Part, if not all, of the reason for the overblown excitement was found in that $100 million figure.
Durham’s Bowman said a government or Games official can float a balloon that size because it is based on fuzzy calculations and includes all the money injected into an economy in the three-year preplanning period for the Games.
Other costs are vague, too. No one knows, for instance, how many extra police officers will have to be paid to patrol events, or how trash pickup will be affected.
It’s necessary for Games officials to throw everything into the pot when computing economic impact, but it’s misleading to business people trying to gauge what kind of sales impact to expect, Bowman said.
He developed a method to isolate visitor spending — that is, new net revenue to the area for the nine-day period of the Games — from all the other economic factors.
It uses figures from Durham, Chapel Hill and Raleigh that draw from 30 past so-called megasporting events the Triangle has hosted, plus visitor numbers of the previous two World Games.
Bowman projected $9 million in visitor-related spending — much less eye-popping, but much more realistic, he said.
But the most popular, and easiest, figure to report remains the official $60 million estimate. So area leaders, he said, must work overtime to keep expectations in check, especially with the U.S. Open taking place in Pinehurst the weekend before the World Games.
The need to keep business expectations realistic while keeping area residents and corporate sponsors interested in the Games presents a significant Catch-22 for mega-event host cities.
“It’s a double-edged sword, there’s no doubt about it,” said Martin Armes, president of the Raleigh Convention and Visitors Bureau. “The event is going to bring a lot of visitors, but we don’t want that fact to cause normal residents in the Triangle to start making beach plans that week. We want them to stick around and attend the Games.”
Eager to make sure people understand that life as they know it will not come to a halt this summer, the Raleigh bureau and the North Carolina Citizens for Business and Industry have printed postcards for hotels to distribute to frequent Triangle visitors.
The cards assure travelers that Games participants will fly on charter flights rather than regular commercial aircraft, that rental-car stocks have been increased and that 74 percent of hotel rooms in Wake County remain available for normal business.
Local attendance and corporate support is particularly important to Triangle officials because they hope to use the Special Olympics World Games as a selling point to land the Pan Am Games in 2007 — an event that could provide significant revenue, an estimated $32.8 million, for the area.
The U.S. Olympic Committee will do a site survey in August and make a decision in October on its North American candidate for the Pan Am Games, Armes said.
Special Olympics leaders in Minneapolis, site of the 1991 World Games, found corporate peer pressure — not visions of profits — to be the most effective method of generating support for the event.

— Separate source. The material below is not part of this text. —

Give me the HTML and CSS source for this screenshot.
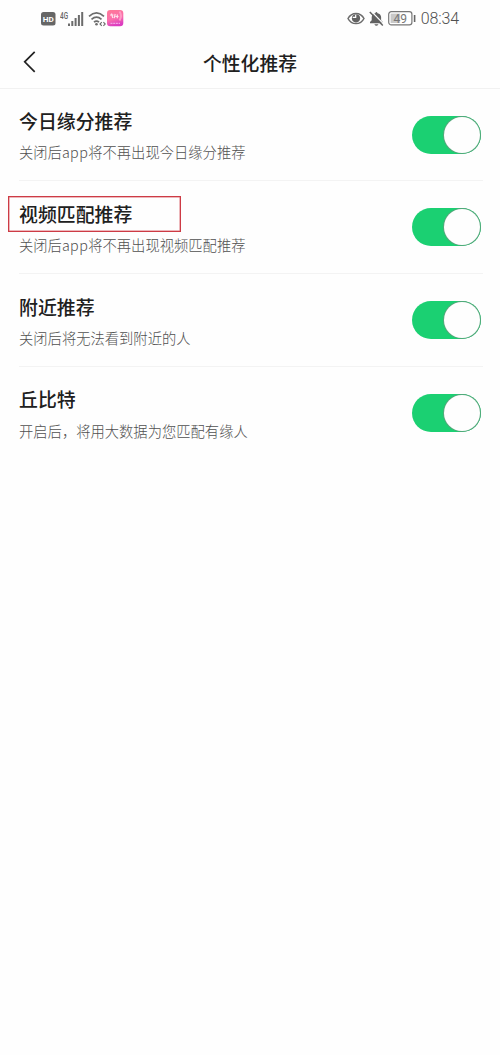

They chose not to predict what financial gain, if any, the area would reap.
Like the Triangle, Minneapolis was the site of several big-name sports events in the same year, including the U.S. Open and NCAA men’s basketball Final Four.
“But the Special Olympics was the only one of those that people talked about in terms of having a major, lasting impact on the area,” said Linda Ewing, president of the Minnesota Special Olympics.
Ewing said people in the Twin Cities area got involved “because corporations were told they couldn’t not be on board. It would have been socially unacceptable.”
As a result, the ’91 event was the first in the Games’ history to generate enough corporate donations to create a surplus of $2 million after all expenses were paid. Ewing says Minnesota’s secret was simple: Make money a non-issue and everybody wins.
“Our community considers it a plus that we did not sell the ’91 games on an economic pretense,” she said. “It was sold as a community event, not an economic venture, so we didn’t even measure its financial impact. People still talk about the impact of the Olympics in terms of the humanity and spirit. That’s what we wanted.”
In the Triangle, Special Olympics organizers hope to foster a humanitarian spirit while presenting the capable face to the world of a thriving region.
But they say that will take a cooperative effort, like that of Minneapolis, between area businesses worried about sales and residents who may stay home because they’re worried about getting around during the Games.
Everyone needs to understand that the last thing on the minds of Games participants and their families will be shopping at a mall or dining out, Bowman said.
“This won’t sell out the Triangle,” he said. “One of the real ironies is that malls and restaurants may actually have lower gate than they usually would have. People who attend the Games are here for a very focused purpose, and don’t have time or resources to go out and explore. This is a situation where people deserve special treatment.”
Special Olympics visitors typically spend their stay shuttling between practices and events, often grabbing meals on the run.
Bowman said businesses should realize that fewer customers isn’t necessarily a bad thing. Of far greater importance in the long run will be the reputation the Triangle builds as a place to hold international events, large or not.
“The Games are far more significant as a humanitarian event than as an economic event,” he said. “They should keep cool heads.”